Q2: How accurate is the Loan Home Calculator?
A2: The calculator uses standard amortization formulas and is highly accurate for estimating the principal and interest payments based on the inputs provided. However, actual lender offers may include different fee structures or slight variations.
Q3: What is the difference between P&I and the total monthly payment?
A3: P&I (Principal & Interest) is the core mortgage payment. The total monthly payment includes P&I plus escrow amounts for property taxes and homeowner's insurance. Some loans may also include Private Mortgage Insurance (PMI) or Homeowner Association (HOA) dues.
Q4: Should I choose a shorter or longer loan term?
A4: A shorter term (e.g., 15 years) means higher monthly payments but less total interest paid over the life of the loan, allowing you to build equity faster. A longer term (e.g., 30 years) means lower monthly payments, making it more affordable month-to-month, but you'll pay significantly more interest overall.

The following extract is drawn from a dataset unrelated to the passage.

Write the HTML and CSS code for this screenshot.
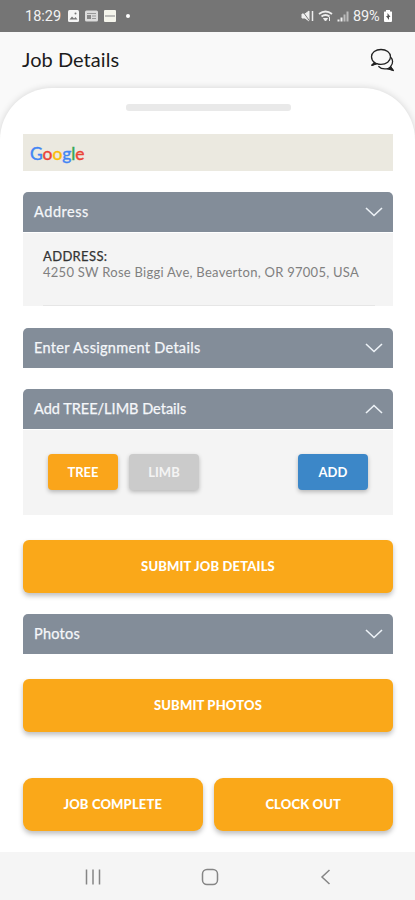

Q5: Can I use this calculator for home equity loans or personal loans?
A5: While the core formula is similar for many installment loans, this specific Loan Home Calculator is optimized for primary residential mortgages. For other loan types, it's best to use a dedicated calculator.
Q6: What does 'Amortization' mean in the results?
A6: Amortization refers to the process of paying off a debt over time through regular, scheduled payments. Each payment covers both interest accrued and a portion of the principal balance. The amortization schedule shows how this balance is reduced over the loan's term.
Q7: How does my credit score affect the loan home calculation?
A7: Your credit score doesn't directly change the *mathematical formula* used in the calculator. However, it heavily influences the interest rate you'll be offered by lenders. A higher credit score typically qualifies you for lower interest rates, resulting in a lower monthly payment and less total interest paid.
Q8: What if I make extra payments?
A8: Making extra payments on your mortgage (especially when directed towards the principal) will allow you to pay off the loan faster and reduce the total interest paid. This calculator assumes standard payments; additional payments would need to be manually accounted for.